(Raw records)

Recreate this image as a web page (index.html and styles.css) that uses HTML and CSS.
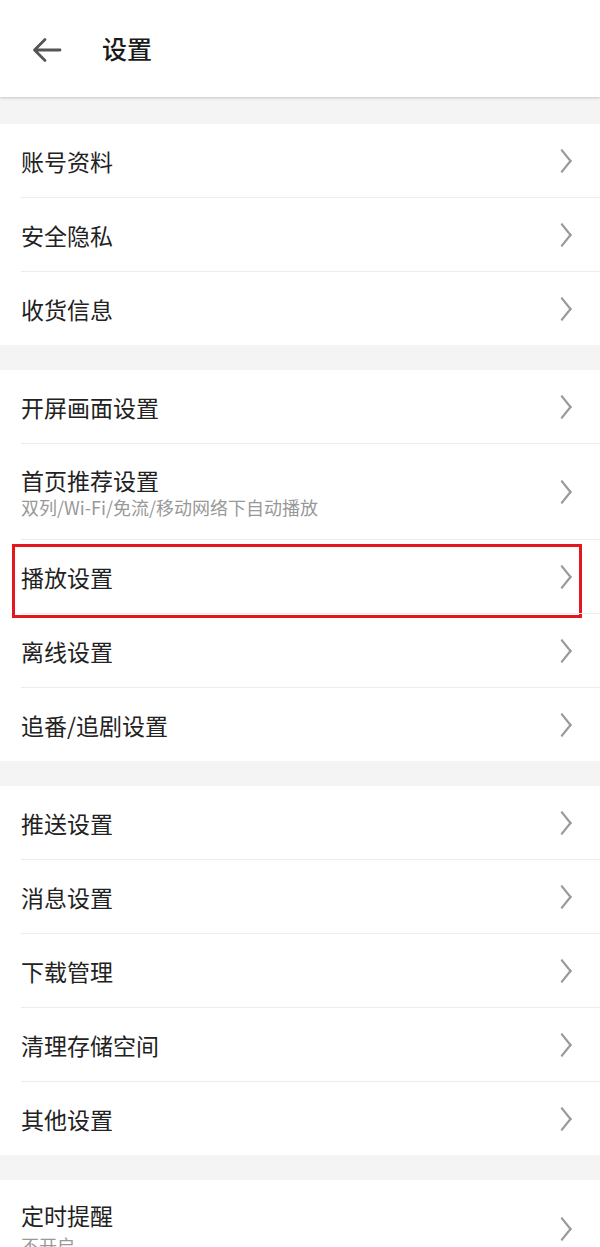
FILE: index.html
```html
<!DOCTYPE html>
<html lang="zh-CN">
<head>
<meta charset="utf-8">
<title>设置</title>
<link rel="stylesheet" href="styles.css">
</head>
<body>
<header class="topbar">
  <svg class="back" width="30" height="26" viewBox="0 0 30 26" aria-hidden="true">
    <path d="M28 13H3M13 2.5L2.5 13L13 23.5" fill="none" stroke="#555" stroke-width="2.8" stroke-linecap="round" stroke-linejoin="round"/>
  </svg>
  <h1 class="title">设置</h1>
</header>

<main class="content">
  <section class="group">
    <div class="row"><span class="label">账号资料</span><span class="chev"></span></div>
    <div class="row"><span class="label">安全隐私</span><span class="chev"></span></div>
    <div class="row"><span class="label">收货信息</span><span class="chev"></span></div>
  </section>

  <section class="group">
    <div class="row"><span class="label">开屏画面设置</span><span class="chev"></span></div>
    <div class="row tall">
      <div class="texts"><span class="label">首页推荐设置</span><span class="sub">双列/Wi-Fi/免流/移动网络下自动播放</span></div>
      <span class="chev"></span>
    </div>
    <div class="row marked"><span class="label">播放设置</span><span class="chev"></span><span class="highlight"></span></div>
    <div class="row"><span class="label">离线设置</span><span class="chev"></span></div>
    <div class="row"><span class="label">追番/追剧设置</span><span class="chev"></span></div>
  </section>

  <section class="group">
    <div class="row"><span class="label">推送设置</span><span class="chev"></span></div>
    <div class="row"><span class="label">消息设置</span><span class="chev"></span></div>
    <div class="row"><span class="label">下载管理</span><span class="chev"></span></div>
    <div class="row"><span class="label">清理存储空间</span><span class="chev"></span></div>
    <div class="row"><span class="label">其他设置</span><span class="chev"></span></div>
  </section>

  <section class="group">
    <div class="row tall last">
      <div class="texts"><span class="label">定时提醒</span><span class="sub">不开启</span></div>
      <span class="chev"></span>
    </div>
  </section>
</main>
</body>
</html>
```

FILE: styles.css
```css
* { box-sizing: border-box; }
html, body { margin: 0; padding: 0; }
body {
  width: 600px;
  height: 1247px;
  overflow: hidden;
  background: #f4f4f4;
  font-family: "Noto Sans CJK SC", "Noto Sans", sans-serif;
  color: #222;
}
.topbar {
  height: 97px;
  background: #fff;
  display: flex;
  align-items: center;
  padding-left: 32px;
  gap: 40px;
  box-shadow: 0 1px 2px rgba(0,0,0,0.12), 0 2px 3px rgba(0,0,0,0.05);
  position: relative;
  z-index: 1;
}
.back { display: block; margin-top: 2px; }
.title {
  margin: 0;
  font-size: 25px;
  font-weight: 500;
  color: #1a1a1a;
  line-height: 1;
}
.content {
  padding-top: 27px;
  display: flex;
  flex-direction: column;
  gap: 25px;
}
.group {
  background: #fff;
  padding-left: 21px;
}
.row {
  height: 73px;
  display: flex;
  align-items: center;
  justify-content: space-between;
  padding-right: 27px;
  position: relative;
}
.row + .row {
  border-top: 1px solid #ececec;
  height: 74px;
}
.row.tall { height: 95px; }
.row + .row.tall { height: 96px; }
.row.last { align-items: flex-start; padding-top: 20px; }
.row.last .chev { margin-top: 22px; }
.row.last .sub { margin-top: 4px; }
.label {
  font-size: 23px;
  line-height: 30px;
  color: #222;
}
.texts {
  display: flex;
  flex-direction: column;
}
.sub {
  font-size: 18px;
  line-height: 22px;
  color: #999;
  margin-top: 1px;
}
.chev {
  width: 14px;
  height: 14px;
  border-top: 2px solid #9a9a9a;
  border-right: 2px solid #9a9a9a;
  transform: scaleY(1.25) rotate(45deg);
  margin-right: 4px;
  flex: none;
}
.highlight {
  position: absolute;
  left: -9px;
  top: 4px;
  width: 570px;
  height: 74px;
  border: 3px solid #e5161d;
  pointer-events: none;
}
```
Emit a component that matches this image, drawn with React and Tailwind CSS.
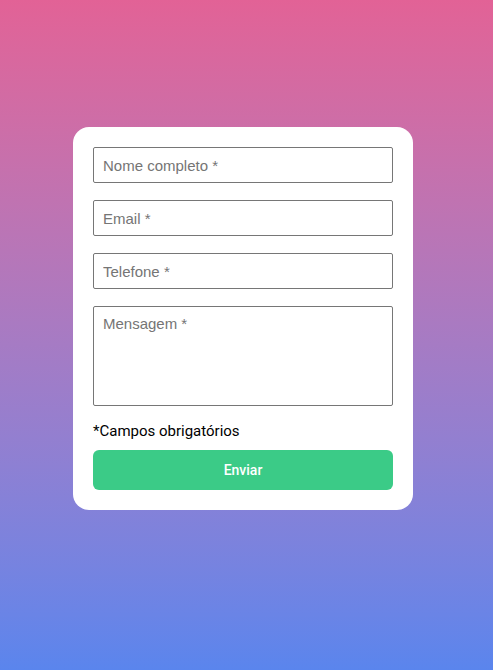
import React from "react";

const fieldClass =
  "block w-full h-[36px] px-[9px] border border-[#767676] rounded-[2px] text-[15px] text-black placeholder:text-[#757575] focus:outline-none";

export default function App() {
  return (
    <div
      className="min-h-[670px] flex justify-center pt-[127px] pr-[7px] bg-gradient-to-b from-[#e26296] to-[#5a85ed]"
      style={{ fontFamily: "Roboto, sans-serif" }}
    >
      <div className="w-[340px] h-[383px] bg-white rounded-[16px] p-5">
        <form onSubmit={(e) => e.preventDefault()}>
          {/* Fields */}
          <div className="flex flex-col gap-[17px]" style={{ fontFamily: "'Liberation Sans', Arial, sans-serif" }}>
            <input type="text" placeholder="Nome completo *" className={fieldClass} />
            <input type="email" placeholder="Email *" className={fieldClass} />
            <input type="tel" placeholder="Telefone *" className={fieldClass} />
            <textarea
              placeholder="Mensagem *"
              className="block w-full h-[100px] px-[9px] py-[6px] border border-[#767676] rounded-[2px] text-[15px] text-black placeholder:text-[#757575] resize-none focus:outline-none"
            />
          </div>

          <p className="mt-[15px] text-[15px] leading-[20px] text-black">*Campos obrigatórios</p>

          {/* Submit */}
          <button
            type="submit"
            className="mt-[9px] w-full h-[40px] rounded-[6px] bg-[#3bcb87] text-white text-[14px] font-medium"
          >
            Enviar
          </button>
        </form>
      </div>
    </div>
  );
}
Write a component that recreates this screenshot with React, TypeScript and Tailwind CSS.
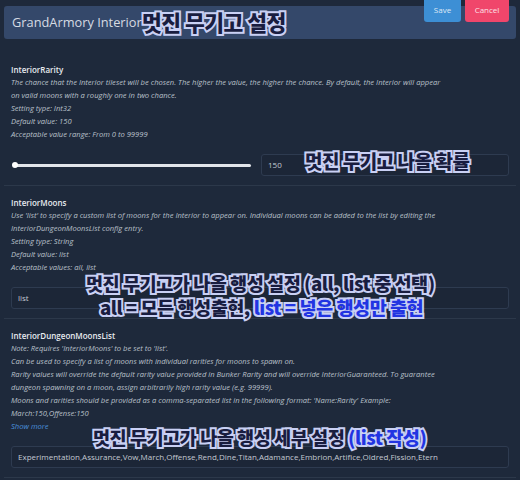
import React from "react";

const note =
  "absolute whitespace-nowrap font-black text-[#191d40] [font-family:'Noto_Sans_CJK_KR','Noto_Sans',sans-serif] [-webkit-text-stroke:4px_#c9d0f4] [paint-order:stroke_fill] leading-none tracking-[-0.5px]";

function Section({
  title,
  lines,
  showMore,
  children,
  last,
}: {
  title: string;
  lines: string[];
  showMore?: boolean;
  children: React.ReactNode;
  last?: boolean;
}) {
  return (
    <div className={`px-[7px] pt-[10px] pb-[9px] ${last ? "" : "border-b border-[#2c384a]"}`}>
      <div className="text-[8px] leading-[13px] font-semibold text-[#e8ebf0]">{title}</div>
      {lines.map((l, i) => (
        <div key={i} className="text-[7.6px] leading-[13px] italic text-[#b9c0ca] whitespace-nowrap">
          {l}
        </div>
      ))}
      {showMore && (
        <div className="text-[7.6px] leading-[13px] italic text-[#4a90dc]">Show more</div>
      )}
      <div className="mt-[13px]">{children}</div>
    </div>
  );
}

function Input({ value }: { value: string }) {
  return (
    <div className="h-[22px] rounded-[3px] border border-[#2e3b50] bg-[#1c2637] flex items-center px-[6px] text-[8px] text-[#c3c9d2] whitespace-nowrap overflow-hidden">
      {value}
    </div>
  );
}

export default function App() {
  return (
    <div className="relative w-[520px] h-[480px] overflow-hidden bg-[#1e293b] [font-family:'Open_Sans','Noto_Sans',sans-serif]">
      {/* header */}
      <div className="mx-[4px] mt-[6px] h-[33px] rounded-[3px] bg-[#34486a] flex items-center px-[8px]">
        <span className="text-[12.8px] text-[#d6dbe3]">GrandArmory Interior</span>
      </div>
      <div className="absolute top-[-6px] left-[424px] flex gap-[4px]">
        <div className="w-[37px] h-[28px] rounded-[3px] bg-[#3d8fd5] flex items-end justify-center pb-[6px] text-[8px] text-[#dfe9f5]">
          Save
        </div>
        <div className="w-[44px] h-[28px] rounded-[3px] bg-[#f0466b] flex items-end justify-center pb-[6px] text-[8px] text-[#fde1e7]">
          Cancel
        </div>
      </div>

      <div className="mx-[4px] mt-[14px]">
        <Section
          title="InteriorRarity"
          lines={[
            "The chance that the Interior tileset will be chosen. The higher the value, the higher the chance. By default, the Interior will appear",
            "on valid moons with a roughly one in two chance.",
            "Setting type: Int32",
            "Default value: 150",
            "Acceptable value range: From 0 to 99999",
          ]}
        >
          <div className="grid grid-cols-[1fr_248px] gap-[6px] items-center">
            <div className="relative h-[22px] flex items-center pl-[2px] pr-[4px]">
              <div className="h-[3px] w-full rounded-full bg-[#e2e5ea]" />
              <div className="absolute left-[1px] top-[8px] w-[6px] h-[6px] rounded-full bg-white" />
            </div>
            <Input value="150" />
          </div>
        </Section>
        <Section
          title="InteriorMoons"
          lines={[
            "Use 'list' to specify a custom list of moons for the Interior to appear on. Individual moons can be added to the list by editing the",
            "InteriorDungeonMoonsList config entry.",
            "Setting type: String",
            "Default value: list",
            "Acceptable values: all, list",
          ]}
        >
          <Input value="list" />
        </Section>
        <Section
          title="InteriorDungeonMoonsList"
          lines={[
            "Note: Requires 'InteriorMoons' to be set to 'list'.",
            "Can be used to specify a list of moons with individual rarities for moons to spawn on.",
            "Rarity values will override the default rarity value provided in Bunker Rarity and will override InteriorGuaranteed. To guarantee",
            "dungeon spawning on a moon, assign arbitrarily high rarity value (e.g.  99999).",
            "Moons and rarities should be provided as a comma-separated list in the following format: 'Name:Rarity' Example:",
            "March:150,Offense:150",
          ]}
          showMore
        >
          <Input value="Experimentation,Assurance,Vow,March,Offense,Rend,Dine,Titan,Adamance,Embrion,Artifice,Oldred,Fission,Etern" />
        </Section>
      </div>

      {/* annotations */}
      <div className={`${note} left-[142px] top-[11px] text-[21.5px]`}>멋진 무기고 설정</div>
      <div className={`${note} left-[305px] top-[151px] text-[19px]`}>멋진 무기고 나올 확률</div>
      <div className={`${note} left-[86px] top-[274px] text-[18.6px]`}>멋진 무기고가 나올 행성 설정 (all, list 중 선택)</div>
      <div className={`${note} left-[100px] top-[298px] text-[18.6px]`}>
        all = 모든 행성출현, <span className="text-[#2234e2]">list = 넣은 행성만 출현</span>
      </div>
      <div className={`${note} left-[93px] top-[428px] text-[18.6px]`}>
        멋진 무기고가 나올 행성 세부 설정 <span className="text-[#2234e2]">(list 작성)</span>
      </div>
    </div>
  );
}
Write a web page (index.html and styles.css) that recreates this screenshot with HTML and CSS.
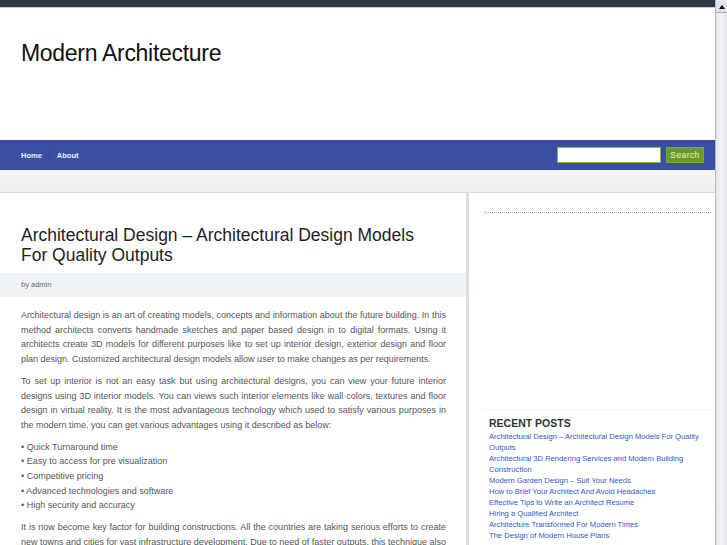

* Work to do *
Track down all lines above with the string "React" and copy them.

* Full response *
Emit a component that matches this image, drawn with React and Tailwind CSS.
import React from "react";
Write a component that recreates this screenshot with React, TypeScript and Tailwind CSS.
import React from "react";
  children: React.ReactNode;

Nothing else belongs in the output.